#### [WORK TO COMPLETE]
Write out each line exactly as it stands, please.

#### [DATA EXCERPT]
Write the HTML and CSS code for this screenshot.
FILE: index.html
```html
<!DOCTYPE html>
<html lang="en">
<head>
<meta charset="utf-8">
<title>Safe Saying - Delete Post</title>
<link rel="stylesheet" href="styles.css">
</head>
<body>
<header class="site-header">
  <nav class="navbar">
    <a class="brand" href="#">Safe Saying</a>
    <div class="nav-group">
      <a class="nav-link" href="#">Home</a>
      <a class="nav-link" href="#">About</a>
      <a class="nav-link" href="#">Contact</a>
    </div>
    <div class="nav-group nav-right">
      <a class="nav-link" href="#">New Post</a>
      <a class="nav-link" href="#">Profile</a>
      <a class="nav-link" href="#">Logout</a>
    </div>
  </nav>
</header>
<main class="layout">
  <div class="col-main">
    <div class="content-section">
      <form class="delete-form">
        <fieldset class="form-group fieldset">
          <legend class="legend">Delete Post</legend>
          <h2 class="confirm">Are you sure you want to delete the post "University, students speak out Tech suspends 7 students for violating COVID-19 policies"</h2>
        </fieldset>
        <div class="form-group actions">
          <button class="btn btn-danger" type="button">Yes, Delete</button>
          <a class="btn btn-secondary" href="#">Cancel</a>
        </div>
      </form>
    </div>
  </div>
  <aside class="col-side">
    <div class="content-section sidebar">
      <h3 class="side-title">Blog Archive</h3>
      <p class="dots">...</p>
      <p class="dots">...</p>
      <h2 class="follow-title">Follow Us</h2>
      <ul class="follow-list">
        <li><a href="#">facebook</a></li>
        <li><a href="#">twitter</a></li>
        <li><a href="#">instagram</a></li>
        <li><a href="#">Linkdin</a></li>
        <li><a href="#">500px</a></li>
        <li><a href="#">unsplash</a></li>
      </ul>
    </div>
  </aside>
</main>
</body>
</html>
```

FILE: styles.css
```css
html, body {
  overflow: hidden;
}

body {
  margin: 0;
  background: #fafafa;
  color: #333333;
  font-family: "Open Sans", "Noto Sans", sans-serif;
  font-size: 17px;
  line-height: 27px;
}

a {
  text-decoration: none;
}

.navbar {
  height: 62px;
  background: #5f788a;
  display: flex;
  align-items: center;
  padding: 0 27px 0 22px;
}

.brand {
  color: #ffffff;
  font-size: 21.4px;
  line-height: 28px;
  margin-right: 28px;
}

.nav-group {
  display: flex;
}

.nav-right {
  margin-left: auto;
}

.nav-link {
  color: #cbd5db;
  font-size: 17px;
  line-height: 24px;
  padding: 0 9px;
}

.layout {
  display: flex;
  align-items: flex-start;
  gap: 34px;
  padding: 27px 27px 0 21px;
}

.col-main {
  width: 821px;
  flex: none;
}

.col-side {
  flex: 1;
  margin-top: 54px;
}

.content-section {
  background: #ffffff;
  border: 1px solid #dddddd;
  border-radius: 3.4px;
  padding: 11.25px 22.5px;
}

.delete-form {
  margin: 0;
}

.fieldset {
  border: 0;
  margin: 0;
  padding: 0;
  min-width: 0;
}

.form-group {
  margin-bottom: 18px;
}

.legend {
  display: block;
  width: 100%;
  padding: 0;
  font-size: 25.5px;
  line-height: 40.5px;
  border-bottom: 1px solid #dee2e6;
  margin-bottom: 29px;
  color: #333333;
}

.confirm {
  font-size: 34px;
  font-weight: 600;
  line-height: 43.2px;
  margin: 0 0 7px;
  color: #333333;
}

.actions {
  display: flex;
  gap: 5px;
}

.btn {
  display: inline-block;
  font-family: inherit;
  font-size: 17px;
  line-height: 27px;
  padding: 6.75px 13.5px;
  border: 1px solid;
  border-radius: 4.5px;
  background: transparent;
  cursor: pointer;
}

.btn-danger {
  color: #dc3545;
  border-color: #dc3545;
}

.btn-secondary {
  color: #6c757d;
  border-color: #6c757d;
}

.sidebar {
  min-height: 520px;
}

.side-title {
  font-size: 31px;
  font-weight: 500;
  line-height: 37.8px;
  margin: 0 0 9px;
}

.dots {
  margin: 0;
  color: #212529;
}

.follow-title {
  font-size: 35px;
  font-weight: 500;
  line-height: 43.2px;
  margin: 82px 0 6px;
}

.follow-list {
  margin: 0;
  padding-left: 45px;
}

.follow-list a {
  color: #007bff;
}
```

#### [SOLVED PROBLEM]
Write the HTML and CSS code for this screenshot.
FILE: index.html
```html
<!DOCTYPE html>
<html lang="en">
<head>
<meta charset="utf-8">
<title>Safe Saying - Delete Post</title>
<link rel="stylesheet" href="styles.css">
</head>
<body>
<header class="site-header">
  <nav class="navbar">
    <a class="brand" href="#">Safe Saying</a>
    <div class="nav-group">
      <a class="nav-link" href="#">Home</a>
      <a class="nav-link" href="#">About</a>
      <a class="nav-link" href="#">Contact</a>
    </div>
    <div class="nav-group nav-right">
      <a class="nav-link" href="#">New Post</a>
      <a class="nav-link" href="#">Profile</a>
      <a class="nav-link" href="#">Logout</a>
    </div>
  </nav>
</header>
<main class="layout">
  <div class="col-main">
    <div class="content-section">
      <form class="delete-form">
        <fieldset class="form-group fieldset">
          <legend class="legend">Delete Post</legend>
          <h2 class="confirm">Are you sure you want to delete the post "University, students speak out Tech suspends 7 students for violating COVID-19 policies"</h2>
        </fieldset>
        <div class="form-group actions">
          <button class="btn btn-danger" type="button">Yes, Delete</button>
          <a class="btn btn-secondary" href="#">Cancel</a>
        </div>
      </form>
    </div>
  </div>
  <aside class="col-side">
    <div class="content-section sidebar">
      <h3 class="side-title">Blog Archive</h3>
      <p class="dots">...</p>
      <p class="dots">...</p>
      <h2 class="follow-title">Follow Us</h2>
      <ul class="follow-list">
        <li><a href="#">facebook</a></li>
        <li><a href="#">twitter</a></li>
        <li><a href="#">instagram</a></li>
        <li><a href="#">Linkdin</a></li>
        <li><a href="#">500px</a></li>
        <li><a href="#">unsplash</a></li>
      </ul>
    </div>
  </aside>
</main>
</body>
</html>
```

FILE: styles.css
```css
html, body {
  overflow: hidden;
}

body {
  margin: 0;
  background: #fafafa;
  color: #333333;
  font-family: "Open Sans", "Noto Sans", sans-serif;
  font-size: 17px;
  line-height: 27px;
}

a {
  text-decoration: none;
}

.navbar {
  height: 62px;
  background: #5f788a;
  display: flex;
  align-items: center;
  padding: 0 27px 0 22px;
}

.brand {
  color: #ffffff;
  font-size: 21.4px;
  line-height: 28px;
  margin-right: 28px;
}

.nav-group {
  display: flex;
}

.nav-right {
  margin-left: auto;
}

.nav-link {
  color: #cbd5db;
  font-size: 17px;
  line-height: 24px;
  padding: 0 9px;
}

.layout {
  display: flex;
  align-items: flex-start;
  gap: 34px;
  padding: 27px 27px 0 21px;
}

.col-main {
  width: 821px;
  flex: none;
}

.col-side {
  flex: 1;
  margin-top: 54px;
}

.content-section {
  background: #ffffff;
  border: 1px solid #dddddd;
  border-radius: 3.4px;
  padding: 11.25px 22.5px;
}

.delete-form {
  margin: 0;
}

.fieldset {
  border: 0;
  margin: 0;
  padding: 0;
  min-width: 0;
}

.form-group {
  margin-bottom: 18px;
}

.legend {
  display: block;
  width: 100%;
  padding: 0;
  font-size: 25.5px;
  line-height: 40.5px;
  border-bottom: 1px solid #dee2e6;
  margin-bottom: 29px;
  color: #333333;
}

.confirm {
  font-size: 34px;
  font-weight: 600;
  line-height: 43.2px;
  margin: 0 0 7px;
  color: #333333;
}

.actions {
  display: flex;
  gap: 5px;
}

.btn {
  display: inline-block;
  font-family: inherit;
  font-size: 17px;
  line-height: 27px;
  padding: 6.75px 13.5px;
  border: 1px solid;
  border-radius: 4.5px;
  background: transparent;
  cursor: pointer;
}

.btn-danger {
  color: #dc3545;
  border-color: #dc3545;
}

.btn-secondary {
  color: #6c757d;
  border-color: #6c757d;
}

.sidebar {
  min-height: 520px;
}

.side-title {
  font-size: 31px;
  font-weight: 500;
  line-height: 37.8px;
  margin: 0 0 9px;
}

.dots {
  margin: 0;
  color: #212529;
}

.follow-title {
  font-size: 35px;
  font-weight: 500;
  line-height: 43.2px;
  margin: 82px 0 6px;
}

.follow-list {
  margin: 0;
  padding-left: 45px;
}

.follow-list a {
  color: #007bff;
}
```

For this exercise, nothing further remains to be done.